No, I see what you meant, and you've elaborated it nicely. In the conventional space, one sees in Europe in 1914 many of the same preoccupations that came into nuclear strategy in the early to mid Cold War, in a way: the need to have all this tremendously complicated, interlocking machinery awaiting a go command that might be given at any moment, the need to get it all in place and the troops disembarking the trains as quickly as possible to keep the other side from getting the jump in terms of mobilization, etc., etc. Perversely, the added fortifications in the west prove that the enemy is readier there and makes a sudden frontal assault even more necessary.
It raises some interesting questions. The rush to mass slaughter would have been lessened if the generals on one or both sides had understood that there was actually plenty of time because trench lines were pretty static, but then, if they'd understood that, there would have been no cult of the offensive, and hence no rush to war, and possibly this diplomatic crisis would have been resolved the same way a half-dozen others were before it.
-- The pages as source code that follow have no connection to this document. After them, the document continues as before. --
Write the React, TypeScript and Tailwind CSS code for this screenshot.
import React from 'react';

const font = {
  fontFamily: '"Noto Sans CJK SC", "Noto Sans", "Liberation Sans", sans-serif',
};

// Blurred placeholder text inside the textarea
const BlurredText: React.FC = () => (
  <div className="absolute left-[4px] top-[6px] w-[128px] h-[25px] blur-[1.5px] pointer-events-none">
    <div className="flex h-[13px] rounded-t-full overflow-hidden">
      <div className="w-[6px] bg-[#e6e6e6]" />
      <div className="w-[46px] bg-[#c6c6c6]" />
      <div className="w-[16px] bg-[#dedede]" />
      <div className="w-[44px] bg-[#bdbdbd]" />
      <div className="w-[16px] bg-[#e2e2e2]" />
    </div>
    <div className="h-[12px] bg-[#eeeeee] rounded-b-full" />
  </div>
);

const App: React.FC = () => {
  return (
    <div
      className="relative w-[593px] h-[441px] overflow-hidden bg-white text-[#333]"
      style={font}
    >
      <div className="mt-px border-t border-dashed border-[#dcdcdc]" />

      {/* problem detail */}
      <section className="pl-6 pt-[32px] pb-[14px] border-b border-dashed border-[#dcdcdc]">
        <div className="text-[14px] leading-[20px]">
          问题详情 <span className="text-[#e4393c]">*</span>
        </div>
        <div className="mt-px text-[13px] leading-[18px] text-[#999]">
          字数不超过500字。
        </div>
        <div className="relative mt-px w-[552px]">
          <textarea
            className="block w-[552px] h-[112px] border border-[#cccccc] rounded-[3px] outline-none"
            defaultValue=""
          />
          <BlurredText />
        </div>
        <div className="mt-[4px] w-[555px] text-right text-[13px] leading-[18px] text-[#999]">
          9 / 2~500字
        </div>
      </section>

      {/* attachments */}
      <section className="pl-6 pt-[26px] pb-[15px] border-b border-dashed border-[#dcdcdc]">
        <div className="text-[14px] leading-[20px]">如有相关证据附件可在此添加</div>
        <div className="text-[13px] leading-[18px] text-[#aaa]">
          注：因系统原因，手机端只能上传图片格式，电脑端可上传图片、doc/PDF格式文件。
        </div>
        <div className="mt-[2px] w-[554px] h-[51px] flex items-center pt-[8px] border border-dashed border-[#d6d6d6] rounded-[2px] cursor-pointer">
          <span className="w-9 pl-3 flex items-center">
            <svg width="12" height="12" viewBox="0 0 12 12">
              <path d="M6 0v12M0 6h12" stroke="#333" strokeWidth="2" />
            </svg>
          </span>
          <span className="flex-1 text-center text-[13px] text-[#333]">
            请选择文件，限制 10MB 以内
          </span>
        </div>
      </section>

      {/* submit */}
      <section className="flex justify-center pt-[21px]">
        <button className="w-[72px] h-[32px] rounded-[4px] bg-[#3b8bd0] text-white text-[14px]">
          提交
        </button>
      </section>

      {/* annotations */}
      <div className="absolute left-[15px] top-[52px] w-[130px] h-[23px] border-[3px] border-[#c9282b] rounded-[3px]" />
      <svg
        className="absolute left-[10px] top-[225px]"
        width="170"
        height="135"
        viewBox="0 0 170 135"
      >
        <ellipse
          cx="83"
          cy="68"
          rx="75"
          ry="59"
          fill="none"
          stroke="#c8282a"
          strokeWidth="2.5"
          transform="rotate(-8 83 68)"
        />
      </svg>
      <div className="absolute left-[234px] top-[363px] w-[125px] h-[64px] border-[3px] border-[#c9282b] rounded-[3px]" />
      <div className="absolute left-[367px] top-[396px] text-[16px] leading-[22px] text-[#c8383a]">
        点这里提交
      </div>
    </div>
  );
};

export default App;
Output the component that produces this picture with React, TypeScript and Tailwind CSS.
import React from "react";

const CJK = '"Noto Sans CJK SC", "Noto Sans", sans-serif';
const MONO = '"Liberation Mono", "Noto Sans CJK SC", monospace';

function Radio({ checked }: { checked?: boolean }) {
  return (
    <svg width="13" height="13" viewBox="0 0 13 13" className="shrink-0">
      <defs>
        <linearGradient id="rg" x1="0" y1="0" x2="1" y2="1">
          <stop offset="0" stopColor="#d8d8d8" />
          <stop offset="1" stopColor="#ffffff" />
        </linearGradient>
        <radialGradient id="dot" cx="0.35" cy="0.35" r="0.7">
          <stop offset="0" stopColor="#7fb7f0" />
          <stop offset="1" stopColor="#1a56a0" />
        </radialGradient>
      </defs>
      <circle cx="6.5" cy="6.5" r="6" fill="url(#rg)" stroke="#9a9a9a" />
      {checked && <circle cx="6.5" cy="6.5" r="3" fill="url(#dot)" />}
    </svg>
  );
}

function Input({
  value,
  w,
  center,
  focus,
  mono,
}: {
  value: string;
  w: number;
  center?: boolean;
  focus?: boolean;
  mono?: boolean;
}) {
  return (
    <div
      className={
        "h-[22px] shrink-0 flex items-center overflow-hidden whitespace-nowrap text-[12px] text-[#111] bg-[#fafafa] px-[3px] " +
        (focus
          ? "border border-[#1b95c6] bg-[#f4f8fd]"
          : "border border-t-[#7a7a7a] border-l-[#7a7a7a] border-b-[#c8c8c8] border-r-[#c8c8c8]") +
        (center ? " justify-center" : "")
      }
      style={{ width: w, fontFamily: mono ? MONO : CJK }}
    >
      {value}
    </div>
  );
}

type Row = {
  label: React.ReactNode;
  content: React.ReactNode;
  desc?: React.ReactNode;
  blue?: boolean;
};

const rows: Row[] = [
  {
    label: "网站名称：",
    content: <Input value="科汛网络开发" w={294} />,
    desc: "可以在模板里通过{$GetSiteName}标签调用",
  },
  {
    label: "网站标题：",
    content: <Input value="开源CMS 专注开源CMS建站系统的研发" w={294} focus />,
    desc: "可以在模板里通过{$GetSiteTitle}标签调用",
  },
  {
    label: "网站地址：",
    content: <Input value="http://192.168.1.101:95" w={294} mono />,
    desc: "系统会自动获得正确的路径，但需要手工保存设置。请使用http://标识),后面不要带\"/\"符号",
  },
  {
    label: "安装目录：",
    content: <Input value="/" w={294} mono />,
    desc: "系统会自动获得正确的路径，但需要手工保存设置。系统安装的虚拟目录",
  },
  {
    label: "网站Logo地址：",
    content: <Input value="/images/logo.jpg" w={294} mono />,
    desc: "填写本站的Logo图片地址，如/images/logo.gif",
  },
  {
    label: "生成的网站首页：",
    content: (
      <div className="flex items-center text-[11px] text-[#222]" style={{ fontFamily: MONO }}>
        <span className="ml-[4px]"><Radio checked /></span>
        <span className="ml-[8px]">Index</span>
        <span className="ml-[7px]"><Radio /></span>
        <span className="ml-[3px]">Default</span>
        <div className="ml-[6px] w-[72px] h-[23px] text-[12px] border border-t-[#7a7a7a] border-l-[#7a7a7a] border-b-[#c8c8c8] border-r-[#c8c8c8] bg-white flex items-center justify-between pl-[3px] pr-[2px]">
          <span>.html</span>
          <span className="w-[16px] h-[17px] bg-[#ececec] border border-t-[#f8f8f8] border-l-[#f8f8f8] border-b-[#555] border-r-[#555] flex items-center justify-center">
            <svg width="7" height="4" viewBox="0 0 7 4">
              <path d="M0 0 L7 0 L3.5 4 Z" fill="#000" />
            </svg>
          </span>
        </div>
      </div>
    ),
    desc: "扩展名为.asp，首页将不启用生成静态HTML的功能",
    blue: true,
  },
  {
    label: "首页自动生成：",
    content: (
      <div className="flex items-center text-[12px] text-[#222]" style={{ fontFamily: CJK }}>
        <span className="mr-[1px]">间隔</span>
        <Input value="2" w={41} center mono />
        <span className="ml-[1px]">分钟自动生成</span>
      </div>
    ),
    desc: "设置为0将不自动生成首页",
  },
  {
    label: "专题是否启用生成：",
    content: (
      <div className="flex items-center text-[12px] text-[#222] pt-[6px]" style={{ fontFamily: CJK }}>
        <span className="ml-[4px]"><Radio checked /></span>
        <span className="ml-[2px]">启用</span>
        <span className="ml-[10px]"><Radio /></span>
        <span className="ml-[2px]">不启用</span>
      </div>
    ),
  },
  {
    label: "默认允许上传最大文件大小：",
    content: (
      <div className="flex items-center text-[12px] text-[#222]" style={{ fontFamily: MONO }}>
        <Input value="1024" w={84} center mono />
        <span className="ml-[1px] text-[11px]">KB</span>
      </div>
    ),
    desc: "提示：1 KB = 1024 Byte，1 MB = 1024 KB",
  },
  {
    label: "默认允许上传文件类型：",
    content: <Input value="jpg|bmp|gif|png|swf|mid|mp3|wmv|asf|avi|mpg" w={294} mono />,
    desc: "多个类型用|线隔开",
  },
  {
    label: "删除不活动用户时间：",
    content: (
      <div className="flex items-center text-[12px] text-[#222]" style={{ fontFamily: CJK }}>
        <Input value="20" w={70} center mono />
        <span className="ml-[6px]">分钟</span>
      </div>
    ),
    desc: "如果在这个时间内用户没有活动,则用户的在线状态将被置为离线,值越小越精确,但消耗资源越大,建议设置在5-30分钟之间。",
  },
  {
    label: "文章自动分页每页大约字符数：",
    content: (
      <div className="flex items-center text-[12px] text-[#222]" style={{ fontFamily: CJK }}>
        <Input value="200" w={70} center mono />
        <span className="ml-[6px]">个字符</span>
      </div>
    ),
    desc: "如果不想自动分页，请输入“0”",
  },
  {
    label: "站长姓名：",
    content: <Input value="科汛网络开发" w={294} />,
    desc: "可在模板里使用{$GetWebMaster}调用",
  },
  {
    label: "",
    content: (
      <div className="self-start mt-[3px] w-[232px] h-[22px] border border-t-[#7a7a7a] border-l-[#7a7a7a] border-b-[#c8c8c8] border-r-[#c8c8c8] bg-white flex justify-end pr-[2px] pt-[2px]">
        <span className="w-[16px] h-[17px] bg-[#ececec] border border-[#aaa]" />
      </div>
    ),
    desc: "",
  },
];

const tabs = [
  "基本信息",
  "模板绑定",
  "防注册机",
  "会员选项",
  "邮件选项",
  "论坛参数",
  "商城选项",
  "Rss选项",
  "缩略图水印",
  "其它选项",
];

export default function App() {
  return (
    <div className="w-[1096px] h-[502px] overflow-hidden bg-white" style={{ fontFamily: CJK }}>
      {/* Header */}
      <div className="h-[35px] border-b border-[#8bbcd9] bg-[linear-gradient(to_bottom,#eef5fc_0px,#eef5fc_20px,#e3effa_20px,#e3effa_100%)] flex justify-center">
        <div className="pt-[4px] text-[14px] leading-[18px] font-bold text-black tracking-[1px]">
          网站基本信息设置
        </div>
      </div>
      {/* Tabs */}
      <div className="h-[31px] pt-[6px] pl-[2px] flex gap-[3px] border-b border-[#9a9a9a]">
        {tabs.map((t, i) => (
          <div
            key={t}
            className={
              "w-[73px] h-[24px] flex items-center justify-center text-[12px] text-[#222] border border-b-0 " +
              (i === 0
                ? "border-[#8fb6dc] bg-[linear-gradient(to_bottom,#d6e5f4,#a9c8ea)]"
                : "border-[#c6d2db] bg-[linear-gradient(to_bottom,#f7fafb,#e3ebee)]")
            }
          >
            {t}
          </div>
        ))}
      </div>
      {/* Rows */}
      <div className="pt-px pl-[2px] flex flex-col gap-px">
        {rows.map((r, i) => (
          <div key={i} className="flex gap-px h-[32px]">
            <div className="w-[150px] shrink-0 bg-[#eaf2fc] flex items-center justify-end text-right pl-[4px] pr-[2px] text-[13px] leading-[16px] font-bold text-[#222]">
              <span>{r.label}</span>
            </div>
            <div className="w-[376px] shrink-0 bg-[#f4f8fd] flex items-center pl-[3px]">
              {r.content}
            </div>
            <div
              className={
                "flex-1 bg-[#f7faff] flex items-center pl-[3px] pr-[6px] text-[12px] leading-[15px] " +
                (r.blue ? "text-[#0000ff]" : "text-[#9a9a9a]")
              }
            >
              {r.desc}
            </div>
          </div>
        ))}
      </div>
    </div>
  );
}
But you're also right about how selective our own history can be. The Marne is only, what, a couple days walk from Paris. In hindsight it's obvious that the advance that getting that far was the lucky part and the subsequent retreat and entrenchment was the typical part, but maybe if the Germans had been just a little bit luckier, the "Great War" would have confirmed the theory of the offensive instead of shattered it. But then I guess "if only we'd been just a little bit luckier" can stand in for the entire history of German aggression in the 20th century.